■ **Task to carry out**:
Print exactly, please, the lines from the top of the entries below up to and including the line with "const [b, setB] = useState(groupB);", and nothing else; pictures are excluded.
= = = = = = =
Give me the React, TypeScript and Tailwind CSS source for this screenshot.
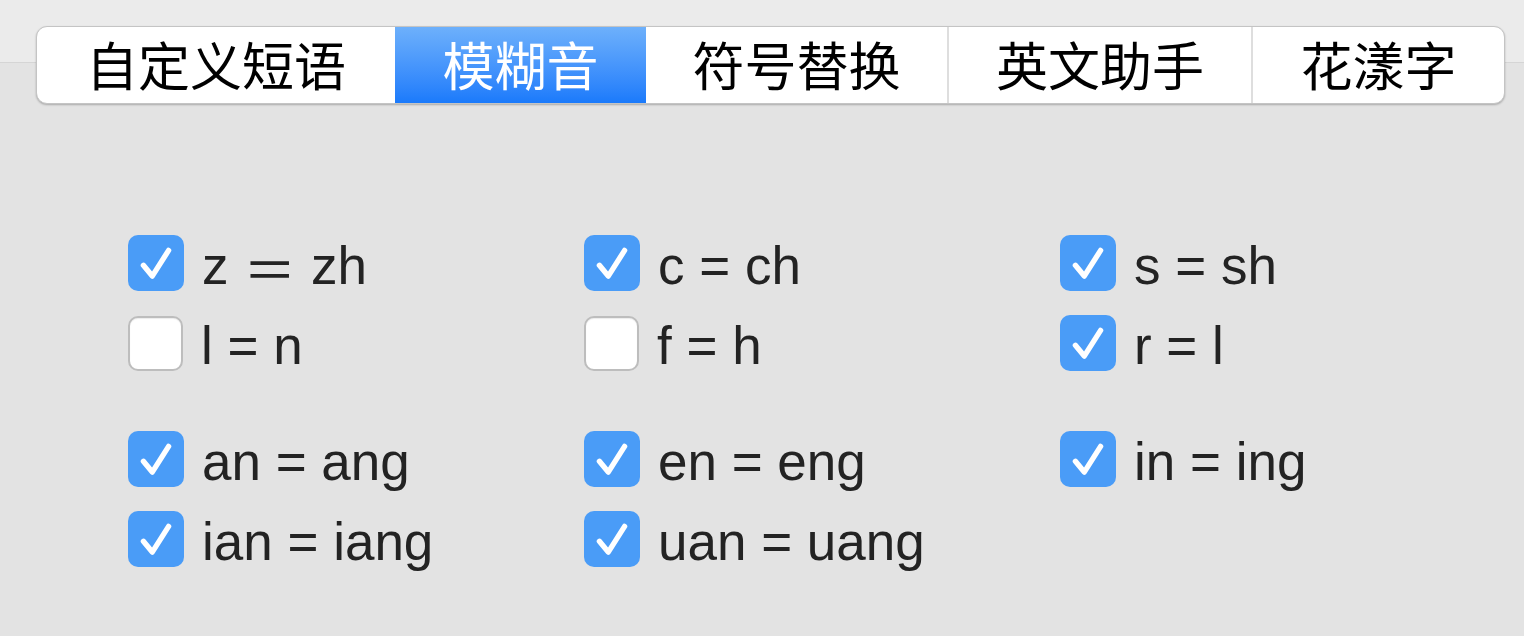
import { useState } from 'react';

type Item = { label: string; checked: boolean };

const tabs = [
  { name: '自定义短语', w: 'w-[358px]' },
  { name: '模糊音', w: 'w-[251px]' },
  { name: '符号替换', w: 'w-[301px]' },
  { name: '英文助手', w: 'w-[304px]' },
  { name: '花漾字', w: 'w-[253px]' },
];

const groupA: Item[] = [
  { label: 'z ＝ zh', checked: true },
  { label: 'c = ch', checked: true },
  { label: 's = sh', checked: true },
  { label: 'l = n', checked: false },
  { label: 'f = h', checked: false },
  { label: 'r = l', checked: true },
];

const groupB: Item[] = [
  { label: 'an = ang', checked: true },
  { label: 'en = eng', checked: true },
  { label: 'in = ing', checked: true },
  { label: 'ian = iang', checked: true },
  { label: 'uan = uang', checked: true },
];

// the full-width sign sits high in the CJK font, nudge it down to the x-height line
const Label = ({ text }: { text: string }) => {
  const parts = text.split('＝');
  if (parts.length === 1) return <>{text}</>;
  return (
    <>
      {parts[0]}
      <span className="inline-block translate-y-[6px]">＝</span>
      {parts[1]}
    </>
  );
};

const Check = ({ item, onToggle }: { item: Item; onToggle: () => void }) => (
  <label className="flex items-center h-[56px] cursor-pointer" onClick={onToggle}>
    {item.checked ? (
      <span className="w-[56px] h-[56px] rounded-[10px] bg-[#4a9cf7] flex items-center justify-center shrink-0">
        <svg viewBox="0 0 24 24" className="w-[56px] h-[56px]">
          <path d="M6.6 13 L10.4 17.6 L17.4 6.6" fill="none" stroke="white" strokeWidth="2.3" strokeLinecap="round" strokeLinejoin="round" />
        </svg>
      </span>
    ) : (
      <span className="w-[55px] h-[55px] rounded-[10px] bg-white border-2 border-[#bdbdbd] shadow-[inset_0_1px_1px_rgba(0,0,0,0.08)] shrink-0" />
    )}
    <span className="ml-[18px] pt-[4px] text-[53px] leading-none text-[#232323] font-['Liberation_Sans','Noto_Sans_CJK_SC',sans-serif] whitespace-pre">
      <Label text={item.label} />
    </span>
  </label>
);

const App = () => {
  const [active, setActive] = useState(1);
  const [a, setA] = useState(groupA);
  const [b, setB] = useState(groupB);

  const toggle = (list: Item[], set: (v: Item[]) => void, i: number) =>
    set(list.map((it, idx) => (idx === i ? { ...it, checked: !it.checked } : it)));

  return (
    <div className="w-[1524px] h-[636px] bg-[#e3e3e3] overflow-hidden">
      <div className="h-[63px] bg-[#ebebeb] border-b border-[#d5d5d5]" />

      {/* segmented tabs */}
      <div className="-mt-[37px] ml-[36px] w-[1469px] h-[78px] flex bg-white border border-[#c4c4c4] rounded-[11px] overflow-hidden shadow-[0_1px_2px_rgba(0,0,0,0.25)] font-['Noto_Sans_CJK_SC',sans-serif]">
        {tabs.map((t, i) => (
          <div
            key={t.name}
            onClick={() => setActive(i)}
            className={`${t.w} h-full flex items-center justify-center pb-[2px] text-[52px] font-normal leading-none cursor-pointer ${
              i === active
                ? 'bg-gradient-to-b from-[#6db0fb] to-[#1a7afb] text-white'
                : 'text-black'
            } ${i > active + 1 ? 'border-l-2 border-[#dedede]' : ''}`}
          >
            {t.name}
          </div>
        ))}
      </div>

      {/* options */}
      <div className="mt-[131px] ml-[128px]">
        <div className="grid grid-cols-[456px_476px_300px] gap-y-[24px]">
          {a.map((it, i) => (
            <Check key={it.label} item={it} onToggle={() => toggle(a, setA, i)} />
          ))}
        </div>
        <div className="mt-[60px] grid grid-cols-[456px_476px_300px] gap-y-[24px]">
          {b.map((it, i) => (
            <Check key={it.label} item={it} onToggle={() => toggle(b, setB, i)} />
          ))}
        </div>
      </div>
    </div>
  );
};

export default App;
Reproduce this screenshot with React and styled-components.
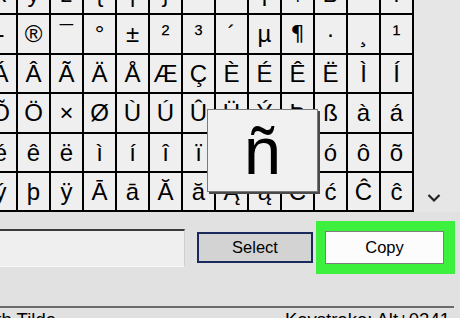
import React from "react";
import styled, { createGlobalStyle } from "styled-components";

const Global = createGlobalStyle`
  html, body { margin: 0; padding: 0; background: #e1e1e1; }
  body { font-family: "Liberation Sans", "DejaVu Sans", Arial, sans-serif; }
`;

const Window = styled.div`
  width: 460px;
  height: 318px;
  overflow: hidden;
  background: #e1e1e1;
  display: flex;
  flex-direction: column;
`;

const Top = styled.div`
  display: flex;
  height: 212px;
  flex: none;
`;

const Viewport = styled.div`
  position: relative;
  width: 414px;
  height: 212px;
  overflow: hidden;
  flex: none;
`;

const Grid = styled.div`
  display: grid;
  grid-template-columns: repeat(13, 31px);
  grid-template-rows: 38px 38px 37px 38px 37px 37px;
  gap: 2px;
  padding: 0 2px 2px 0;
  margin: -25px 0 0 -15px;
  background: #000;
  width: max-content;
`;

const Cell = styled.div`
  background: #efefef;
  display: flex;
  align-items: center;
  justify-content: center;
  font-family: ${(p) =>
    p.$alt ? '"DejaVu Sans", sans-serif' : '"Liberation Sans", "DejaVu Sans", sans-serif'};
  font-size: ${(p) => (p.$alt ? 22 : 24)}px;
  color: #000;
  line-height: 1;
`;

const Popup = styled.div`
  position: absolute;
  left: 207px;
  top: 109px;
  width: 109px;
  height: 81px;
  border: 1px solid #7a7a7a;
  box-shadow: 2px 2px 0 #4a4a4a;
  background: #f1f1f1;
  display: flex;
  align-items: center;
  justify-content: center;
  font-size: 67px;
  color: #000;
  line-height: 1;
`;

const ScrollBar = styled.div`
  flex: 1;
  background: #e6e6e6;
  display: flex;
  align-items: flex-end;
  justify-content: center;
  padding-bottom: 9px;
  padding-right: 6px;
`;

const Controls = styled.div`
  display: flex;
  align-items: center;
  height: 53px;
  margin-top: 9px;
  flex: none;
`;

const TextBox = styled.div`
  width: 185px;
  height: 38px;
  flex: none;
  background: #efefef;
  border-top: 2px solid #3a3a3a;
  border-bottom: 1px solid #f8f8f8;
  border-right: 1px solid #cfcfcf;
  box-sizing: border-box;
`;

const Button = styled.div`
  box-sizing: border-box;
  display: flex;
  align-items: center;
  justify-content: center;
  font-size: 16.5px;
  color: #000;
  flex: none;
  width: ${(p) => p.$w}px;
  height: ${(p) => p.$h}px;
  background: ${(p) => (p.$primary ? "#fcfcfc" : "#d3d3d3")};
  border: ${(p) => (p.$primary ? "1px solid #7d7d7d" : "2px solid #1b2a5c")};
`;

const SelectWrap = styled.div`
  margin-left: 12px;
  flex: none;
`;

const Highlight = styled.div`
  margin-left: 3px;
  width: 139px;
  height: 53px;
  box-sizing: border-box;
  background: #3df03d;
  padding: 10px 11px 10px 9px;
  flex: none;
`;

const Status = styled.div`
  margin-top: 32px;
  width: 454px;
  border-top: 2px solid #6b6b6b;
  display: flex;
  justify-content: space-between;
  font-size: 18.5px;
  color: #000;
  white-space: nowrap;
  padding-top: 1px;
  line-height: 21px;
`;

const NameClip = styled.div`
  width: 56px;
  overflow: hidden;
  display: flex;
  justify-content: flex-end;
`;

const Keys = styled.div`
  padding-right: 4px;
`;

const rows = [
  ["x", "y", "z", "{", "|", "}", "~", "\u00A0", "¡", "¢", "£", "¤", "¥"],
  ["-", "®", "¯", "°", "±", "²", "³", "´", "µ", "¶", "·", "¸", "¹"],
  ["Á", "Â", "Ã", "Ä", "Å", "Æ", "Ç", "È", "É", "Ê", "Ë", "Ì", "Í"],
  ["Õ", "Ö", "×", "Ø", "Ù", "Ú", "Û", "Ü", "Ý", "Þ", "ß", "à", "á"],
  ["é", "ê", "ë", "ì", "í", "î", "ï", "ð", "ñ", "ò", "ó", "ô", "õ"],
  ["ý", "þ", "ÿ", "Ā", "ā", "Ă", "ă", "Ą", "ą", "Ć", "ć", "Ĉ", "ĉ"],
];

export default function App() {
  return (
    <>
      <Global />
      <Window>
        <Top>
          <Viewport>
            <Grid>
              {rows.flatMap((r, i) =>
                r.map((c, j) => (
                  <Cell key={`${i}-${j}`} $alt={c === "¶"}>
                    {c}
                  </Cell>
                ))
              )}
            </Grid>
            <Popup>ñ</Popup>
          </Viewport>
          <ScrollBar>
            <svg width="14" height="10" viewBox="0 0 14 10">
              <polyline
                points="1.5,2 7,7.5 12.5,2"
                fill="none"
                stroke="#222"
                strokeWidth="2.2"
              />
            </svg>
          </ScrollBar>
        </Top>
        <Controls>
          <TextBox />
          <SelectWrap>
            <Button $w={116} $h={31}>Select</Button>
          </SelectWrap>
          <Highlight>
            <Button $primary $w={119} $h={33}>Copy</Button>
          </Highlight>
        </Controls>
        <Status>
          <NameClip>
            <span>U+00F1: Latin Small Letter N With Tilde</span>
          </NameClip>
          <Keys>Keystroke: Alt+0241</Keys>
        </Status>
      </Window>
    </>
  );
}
= = = = = = =
■ **Written answer**:
Give me the React, TypeScript and Tailwind CSS source for this screenshot.
import { useState } from 'react';

type Item = { label: string; checked: boolean };

const tabs = [
  { name: '自定义短语', w: 'w-[358px]' },
  { name: '模糊音', w: 'w-[251px]' },
  { name: '符号替换', w: 'w-[301px]' },
  { name: '英文助手', w: 'w-[304px]' },
  { name: '花漾字', w: 'w-[253px]' },
];

const groupA: Item[] = [
  { label: 'z ＝ zh', checked: true },
  { label: 'c = ch', checked: true },
  { label: 's = sh', checked: true },
  { label: 'l = n', checked: false },
  { label: 'f = h', checked: false },
  { label: 'r = l', checked: true },
];

const groupB: Item[] = [
  { label: 'an = ang', checked: true },
  { label: 'en = eng', checked: true },
  { label: 'in = ing', checked: true },
  { label: 'ian = iang', checked: true },
  { label: 'uan = uang', checked: true },
];

// the full-width sign sits high in the CJK font, nudge it down to the x-height line
const Label = ({ text }: { text: string }) => {
  const parts = text.split('＝');
  if (parts.length === 1) return <>{text}</>;
  return (
    <>
      {parts[0]}
      <span className="inline-block translate-y-[6px]">＝</span>
      {parts[1]}
    </>
  );
};

const Check = ({ item, onToggle }: { item: Item; onToggle: () => void }) => (
  <label className="flex items-center h-[56px] cursor-pointer" onClick={onToggle}>
    {item.checked ? (
      <span className="w-[56px] h-[56px] rounded-[10px] bg-[#4a9cf7] flex items-center justify-center shrink-0">
        <svg viewBox="0 0 24 24" className="w-[56px] h-[56px]">
          <path d="M6.6 13 L10.4 17.6 L17.4 6.6" fill="none" stroke="white" strokeWidth="2.3" strokeLinecap="round" strokeLinejoin="round" />
        </svg>
      </span>
    ) : (
      <span className="w-[55px] h-[55px] rounded-[10px] bg-white border-2 border-[#bdbdbd] shadow-[inset_0_1px_1px_rgba(0,0,0,0.08)] shrink-0" />
    )}
    <span className="ml-[18px] pt-[4px] text-[53px] leading-none text-[#232323] font-['Liberation_Sans','Noto_Sans_CJK_SC',sans-serif] whitespace-pre">
      <Label text={item.label} />
    </span>
  </label>
);

const App = () => {
  const [active, setActive] = useState(1);
  const [a, setA] = useState(groupA);
  const [b, setB] = useState(groupB);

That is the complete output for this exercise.